Et c’est le cas : en six mois de fonctionnement en vitesse de croisière, le comité de médiation – qui peut être sollicité par une ligne téléphonique dédiée, par lettre ou par mail – a été interpellé 143 fois. Mais une fois les erreurs d’aiguillages éliminées (par exemple, les sollicitations pour des difficultés administratives qui ne sont pas de son ressort), le comité n’a dénombré qu’une dizaine de médiations, et engagé seulement deux procédures pour discrimination. « L’important est de réussir à mettre fin à aux agissements qui sont la source des conflits. Parfois, un changement de bureau ou une mutation suffit à résoudre une situation », défend Bruno Gibert.
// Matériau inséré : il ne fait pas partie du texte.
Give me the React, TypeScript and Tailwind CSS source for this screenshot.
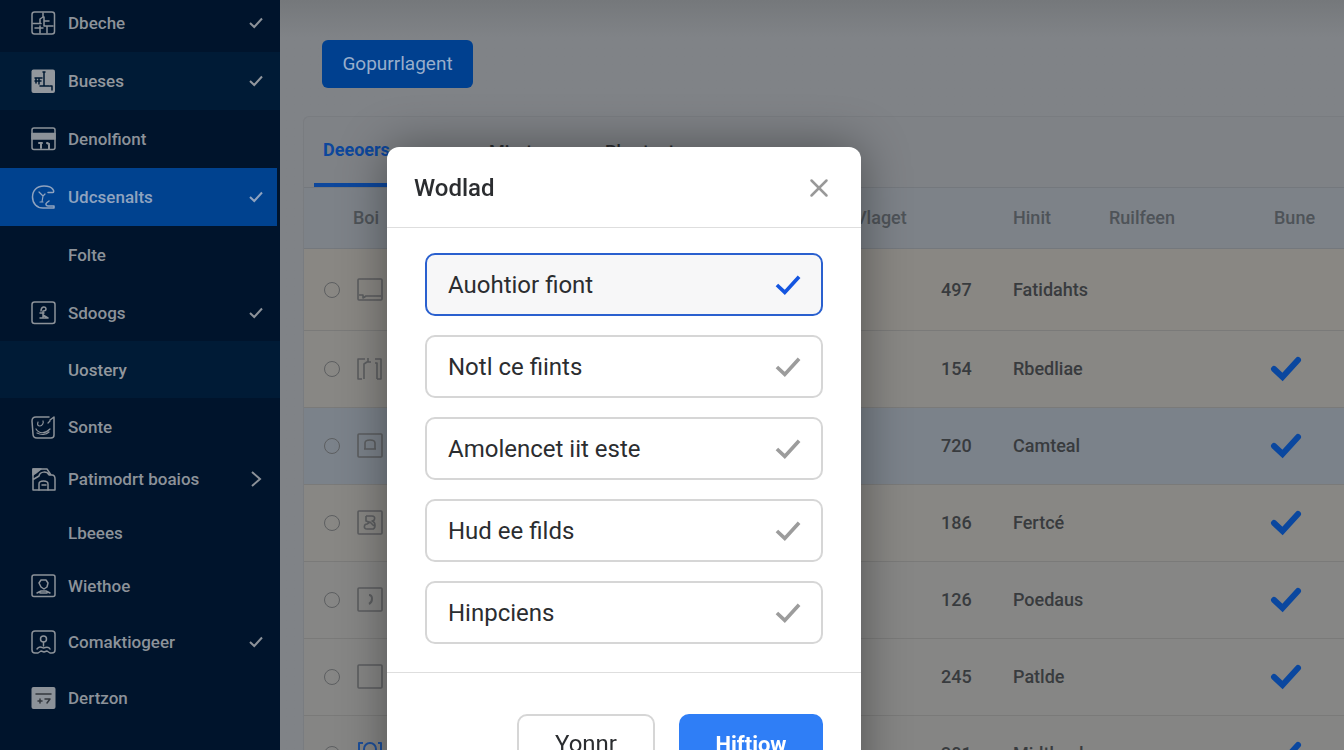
import { useState } from 'react';
import type { ReactNode } from 'react';
import { X } from 'lucide-react';

interface NavItem {
  label: string;
  height: string;
  icon?: ReactNode;
  trailing?: 'check' | 'arrow';
  tone?: 'active' | 'raised';
}

interface TableRow {
  count: string;
  name: string;
  icon: ReactNode;
  background: string;
  checked: boolean;
}

function NavIcon({ children }: { children: ReactNode }) {
  return (
    <svg viewBox="0 0 26 26" className="w-[26px] h-[26px]" fill="none" stroke="currentColor" strokeWidth="1.5" strokeLinecap="round" strokeLinejoin="round" aria-hidden="true">
      {children}
    </svg>
  );
}

function RowIcon({ children }: { children: ReactNode }) {
  return (
    <svg viewBox="0 0 28 28" className="block w-7 h-7" fill="none" stroke="currentColor" strokeWidth="1.6" strokeLinejoin="round" aria-hidden="true">
      {children}
    </svg>
  );
}

function Tick({ className, width, round }: { className: string; width: number; round?: boolean }) {
  return (
    <svg viewBox="0 0 32 26" className={className} fill="none" stroke="currentColor" strokeWidth={width} strokeLinecap={round ? 'round' : 'butt'} aria-hidden="true">
      <path d="M4 13l8.500 8L28 4" />
    </svg>
  );
}

const navItems: NavItem[] = [
  {
    label: 'Dbeche',
    height: 'h-[52px] pb-1.5',
    trailing: 'check',
    icon: (
      <NavIcon>
        <rect x="2" y="2" width="22.500" height="22" rx="2.500" />
        <path d="M13 3v4l-3 2v4M3 13.500h8M14 11h5M14 7v9M10 16v7M15 16h8M5 18h8M17 17v6" />
      </NavIcon>
    ),
  },
  {
    label: 'Bueses',
    height: 'h-[58px]',
    trailing: 'check',
    tone: 'raised',
    icon: (
      <NavIcon>
        <rect x="1.500" y="1.500" width="23.500" height="23.500" rx="2" fill="currentColor" stroke="none" />
        <g stroke="#001a33">
          <path d="M5 10h7M5 13h6M6 10v5M9 10v6M14 4v14h-4M13 4h2M15 18h4M20 18h2v4" />
        </g>
      </NavIcon>
    ),
  },
  {
    label: 'Denolfiont',
    height: 'h-[58px]',
    icon: (
      <NavIcon>
        <rect x="2" y="2" width="23" height="21.500" rx="2" />
        <path d="M2 7.500h23v5.500H2z" fill="currentColor" />
        <path d="M9 17h3M11 17v5M17 17l2 1v5" strokeWidth="2" />
      </NavIcon>
    ),
  },
  {
    label: 'Udcsenalts',
    height: 'h-[58px]',
    trailing: 'check',
    tone: 'active',
    icon: (
      <NavIcon>
        <path d="M18 8.500h4.500c1.500 0 1.500-1.500.5-3C21.500 3 18 2 14 2 7 2 2.500 6.500 2.500 13S7 24 13 24h11v-2h-6c-2 0-3-2-1-3.500l2-1.500" />
        <path d="M9 8l4 4 2-2M13 12l-1 6M10 18h3" strokeWidth="1.200" />
      </NavIcon>
    ),
  },
  { label: 'Folte', height: 'h-[58px]' },
  {
    label: 'Sdoogs',
    height: 'h-[57px]',
    trailing: 'check',
    icon: (
      <NavIcon>
        <rect x="2" y="2" width="23" height="21.500" rx="2.500" />
        <path d="M11 11c0-5 5-5 5-2 0 2-2 2-3 2v6M10 13h4M10 18h8M13 15l5 3" />
      </NavIcon>
    ),
  },
  { label: 'Uostery', height: 'h-[57px]', tone: 'raised' },
  {
    label: 'Sonte',
    height: 'h-[57px]',
    icon: (
      <NavIcon>
        <path d="M19 3H6C3 3 2 4 2 7l1 13c0 3 1 4 4 4h14c2 0 3-1 3-3V3l-4 3" />
        <path d="M8 8c-1 3 0 4 2 4s4-3 3-5M6 15c3 5 9 5 14 0M7 19c4 2 9 2 12-1M18 9l2-2" strokeWidth="1.200" />
      </NavIcon>
    ),
  },
  {
    label: 'Patimodrt boaios',
    height: 'h-[52px] pb-1',
    trailing: 'arrow',
    icon: (
      <NavIcon>
        <path d="M3 12V3h14l4 6M3 12v12h22V13c0-2-1-4-3-4h-3c-2-4-9-4-10 1l-5 3" />
        <path d="M3 9V3h8L6 7z" fill="currentColor" />
        <path d="M9 24v-6c0-4 9-4 9 0v6M12 19h4" />
      </NavIcon>
    ),
  },
  { label: 'Lbeees', height: 'h-[52px]' },
  {
    label: 'Wiethoe',
    height: 'h-[54px]',
    icon: (
      <NavIcon>
        <rect x="2" y="2" width="23" height="21.500" rx="2" />
        <path d="M9 10l2-3h5l2 3-1 4-3 2-3-2zM7 20l4-2h5l4 2M10 20h7" />
      </NavIcon>
    ),
  },
  {
    label: 'Comaktiogeer',
    height: 'h-[58px]',
    trailing: 'check',
    icon: (
      <NavIcon>
        <path d="M5 24c-2 0-3-1-3-3V5c0-2 1-3 3-3h17c2 0 3 1 3 3v16c0 2-1 3-3 3h-2l-3-2-3 1-3-1-3 2z" />
        <circle cx="13.500" cy="10" r="3" />
        <path d="M13.500 13v4M7 20c2-3 4-2 6.500-1 2.500-1 5-2 6.500 1" />
      </NavIcon>
    ),
  },
  {
    label: 'Dertzon',
    height: 'h-[54px]',
    icon: (
      <NavIcon>
        <rect x="1.500" y="2" width="24" height="22" rx="2" fill="currentColor" stroke="none" />
        <path d="M6 9h15M8 16h4M10 14v4M15 14h5l-3 4" stroke="#33383e" />
      </NavIcon>
    ),
  },
];

const rows: TableRow[] = [
  {
    count: '497',
    name: 'Fatidahts',
    background: 'h-[82px] bg-[#898783]',
    checked: false,
    icon: (
      <RowIcon>
        <rect x="2" y="3" width="24" height="21" rx="1" />
        <path d="M3 19h4v3l3-2h15" />
      </RowIcon>
    ),
  },
  {
    count: '154',
    name: 'Rbedliae',
    background: 'h-[77px] bg-[#888784]',
    checked: true,
    icon: (
      <RowIcon>
        <path d="M6 24H2V4h7M19 4h6v20h-4M8 24V9l3-2h4M19 8h2v16M12 3v4" />
      </RowIcon>
    ),
  },
  {
    count: '720',
    name: 'Camteal',
    background: 'h-[77px] bg-[#7b828a]',
    checked: true,
    icon: (
      <RowIcon>
        <rect x="2" y="2" width="24" height="23" rx="1" />
        <path d="M9 17v-6c0-4 10-4 10 0v6zM8 17h12" />
      </RowIcon>
    ),
  },
  {
    count: '186',
    name: 'Fertcé',
    background: 'h-[77px] bg-[#888784]',
    checked: true,
    icon: (
      <RowIcon>
        <rect x="2" y="2" width="24" height="23" rx="1" />
        <path d="M10 7h6c4 0 3 5 0 5 4 1 4 8 0 8h-5c-4 0-3-5 0-5l3-2 4 4M10 7v5l3 1" />
      </RowIcon>
    ),
  },
  {
    count: '126',
    name: 'Poedaus',
    background: 'h-[77px] bg-[#868685]',
    checked: true,
    icon: (
      <RowIcon>
        <rect x="2" y="2" width="24" height="23" rx="1" />
        <path d="M13 9c4 0 4 7 0 9" strokeWidth="2" />
      </RowIcon>
    ),
  },
  {
    count: '245',
    name: 'Patlde',
    background: 'h-[77px] bg-[#868685]',
    checked: true,
    icon: (
      <RowIcon>
        <rect x="2" y="2" width="24" height="23" rx="1" />
      </RowIcon>
    ),
  },
  {
    count: '301',
    name: 'Midtbeal',
    background: 'h-[77px] bg-[#858584]',
    checked: true,
    icon: (
      <RowIcon>
        <g stroke="#1d4f9a" strokeWidth="2">
          <path d="M7 3H3v20h22V3h-3" />
          <circle cx="14" cy="9" r="6" />
        </g>
      </RowIcon>
    ),
  },
];

const options = ['Auohtior fiont', 'Notl ce fiints', 'Amolencet iit este', 'Hud ee filds', 'Hinpciens'];

function Sidebar() {
  const getTone = (tone?: string) => {
    switch (tone) {
      case 'active':
        return 'bg-[#00428f] mr-[3px] pr-[13px] text-[#8fa3bf]';
      case 'raised':
        return 'bg-[#001b36] pr-4 text-[#92979d]';
      default:
        return 'pr-4 text-[#8c9299]';
    }
  };

  return (
    <nav className="w-[280px] shrink-0 bg-[#00142c] overflow-hidden">
      {navItems.map((item) => (
        <a key={item.label} href="#" className={`flex items-center pl-[30px] ${item.height} ${getTone(item.tone)}`}>
          <span className="w-[38px] shrink-0">{item.icon}</span>
          <span className="flex-1 text-[17px] leading-6 font-medium whitespace-nowrap">{item.label}</span>
          {item.trailing === 'check' && <Tick className="w-4 h-3.5" width={4} />}
          {item.trailing === 'arrow' && (
            <svg viewBox="0 0 16 16" className="w-4 h-4" fill="none" stroke="currentColor" strokeWidth="2" aria-hidden="true">
              <path d="M4 1l8 7-8 7" />
            </svg>
          )}
        </a>
      ))}
    </nav>
  );
}

function DataTable() {
  return (
    <table className="w-full table-fixed text-left text-lg leading-6 text-[#383b3e]">
      <colgroup>
        <col className="w-[49px]" />
        <col />
        <col className="w-[86px]" />
        <col className="w-[72px]" />
        <col className="w-24" />
        <col className="w-[165px]" />
        <col className="w-[70px]" />
      </colgroup>
      <thead className="bg-[#7d8288] text-[#4e5358]">
        <tr className="h-[61px] border-y border-[#74787d]">
          <th aria-label="Select" />
          <th className="font-medium">Boi</th>
          <th className="font-medium">Vlaget</th>
          <th aria-label="Count" />
          <th className="font-medium">Hinit</th>
          <th className="font-medium">Ruilfeen</th>
          <th className="font-medium">Bune</th>
        </tr>
      </thead>
      <tbody>
        {rows.map((row) => (
          <tr key={row.count} className={`border-b border-[#7a7a79] ${row.background}`}>
            <td className="pl-5">
              <input
                type="radio"
                name="row"
                aria-label={row.name}
                className="block appearance-none w-4 h-4 rounded-full border border-[#5d5f61]"
              />
            </td>
            <td className="pl-[3px] text-[#5c5e60]">{row.icon}</td>
            <td />
            <td className="font-medium">{row.count}</td>
            <td className="font-medium whitespace-nowrap">{row.name}</td>
            <td />
            <td>{row.checked && <Tick className="block w-8 h-[26px] -ml-1 text-[#0a479f]" width={6} round />}</td>
          </tr>
        ))}
      </tbody>
    </table>
  );
}

function OptionsDialog() {
  const [selected, setSelected] = useState(options[0]);

  return (
    <div className="fixed inset-0 overflow-hidden pt-[147px] pl-[387px]">
      <div role="dialog" aria-labelledby="dialog-title" className="w-[474px] bg-white rounded-xl shadow-[0_0_48px_rgba(0,0,0,0.4)] text-[#2b2d30]">
        <div className="flex items-center justify-between h-[81px] pt-0.5 px-[27px] border-b border-[#dedede]">
          <h2 id="dialog-title" className="text-2xl font-medium">Wodlad</h2>
          <button type="button" aria-label="Close" className="text-[#999999]">
            <X className="w-[30px] h-[30px]" strokeWidth={2} />
          </button>
        </div>
        <div className="flex flex-col gap-[19px] px-[38px] pt-[25px] pb-7 border-b border-[#dedede]">
          {options.map((option) => (
            <label
              key={option}
              className={`relative flex items-center justify-between h-[63px] pl-[21px] pr-[18px] border-2 rounded-[10px] text-2xl ${
                selected === option ? 'border-[#2a60cf] bg-[#f7f7f8]' : 'border-[#d6d6d6] bg-white'
              }`}
            >
              <input type="radio" name="option" className="sr-only" checked={selected === option} onChange={() => setSelected(option)} />
              {option}
              <Tick className={selected === option ? 'w-[30px] h-6 text-[#1455e0]' : 'w-[30px] h-6 text-[#9c9c9c]'} width={4} />
            </label>
          ))}
        </div>
        <div className="flex justify-end gap-6 px-[38px] pt-[41px] pb-10">
          <button type="button" className="w-[138px] h-[60px] border-2 border-[#d6d6d6] rounded-[10px] text-2xl">Yonnr</button>
          <button type="button" className="w-36 h-[60px] rounded-[10px] bg-[#2f7ef6] text-white text-[22px] font-bold">Hiftiow</button>
        </div>
      </div>
    </div>
  );
}

export default function App() {
  return (
    <div className="flex h-screen overflow-hidden bg-[#808387] font-['Roboto','Liberation_Sans',sans-serif]">
      <Sidebar />
      <main className="flex-1 min-w-0 pl-[23px] bg-linear-to-b from-[#75787b] to-[#808387] to-5%">
        <div className="h-[116px] pt-10 pl-[19px]">
          <button type="button" className="h-12 w-[151px] rounded-md bg-[#00408f] text-[#98aecb] text-[19px]">
            Gopurrlagent
          </button>
        </div>
        <section className="border-l border-t border-[#797c80] rounded-tl-md bg-[#7f8286]">
          <div role="tablist" className="flex h-[70px] pl-2.5 text-lg text-[#2b2d30]">
            <button type="button" role="tab" aria-selected="true" className="w-[175px] pl-[9px] text-left font-bold border-b-4 border-[#0d479c] text-[#0d479c]">
              Deeoers
            </button>
            <button type="button" role="tab" aria-selected="false" className="w-[116px] text-left font-medium">Miurtenns</button>
            <button type="button" role="tab" aria-selected="false" className="w-[116px] text-left font-medium">Phrptoet</button>
          </div>
          <DataTable />
        </section>
      </main>
      <OptionsDialog />
    </div>
  );
}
Si, pour le représentant de la direction, les maigres chiffres sont le signe d’une meilleure résolution des conflits entre les parties prenantes – sans intervention extérieure –, pour la CGT, au contraire, cette sollicitation réduite du comité de médiation est plutôt la preuve que les agents n’y croient pas : « Alors que nous réclamions davantage d’effectifs, ils ont créé un instrument qui ne fait que minimiser les problèmes. Aucun représentant du personnel ne siège dans ce comité. Il n’y a que des représentants de l’administration. Ils sont juge et partie, cela ne peut pas coller. L’agent refuse de se retrouver seul face à son employeur », déplore un secrétaire de l’union syndicale, qui reconnaît déconseiller aux agents d’utiliser la médiation.

Devant ce bilan mitigé, et avant de tirer de véritables conclusions sur la réussite du dispositif d’ici à deux ans, la ville de Paris prévoit déjà de réduire drastiquement le nombre de médiateurs, « dont l’effectif nous apparaît surdimensionné », reconnaît le sous-directeur, mais aussi de renforcer sa campagne de communication par voie d’affichage dans les établissements délocalisés tels que les écoles, les crèches ou les stades, afin que les agents soient mieux avertis de l’existence de ces dispositifs mis à leur service.

CHIFFRES CLÉS

Ville et département de Paris : 50 858 salariés.

Octobre 2012 : création du comité de médiation des conflits liés au harcèlement et aux discriminations.

Mi-2013 : déploiement opérationnel :

Bilan à six mois : 143 sollicitations ; une dizaine de médiations ; deux procédurespour discrimination.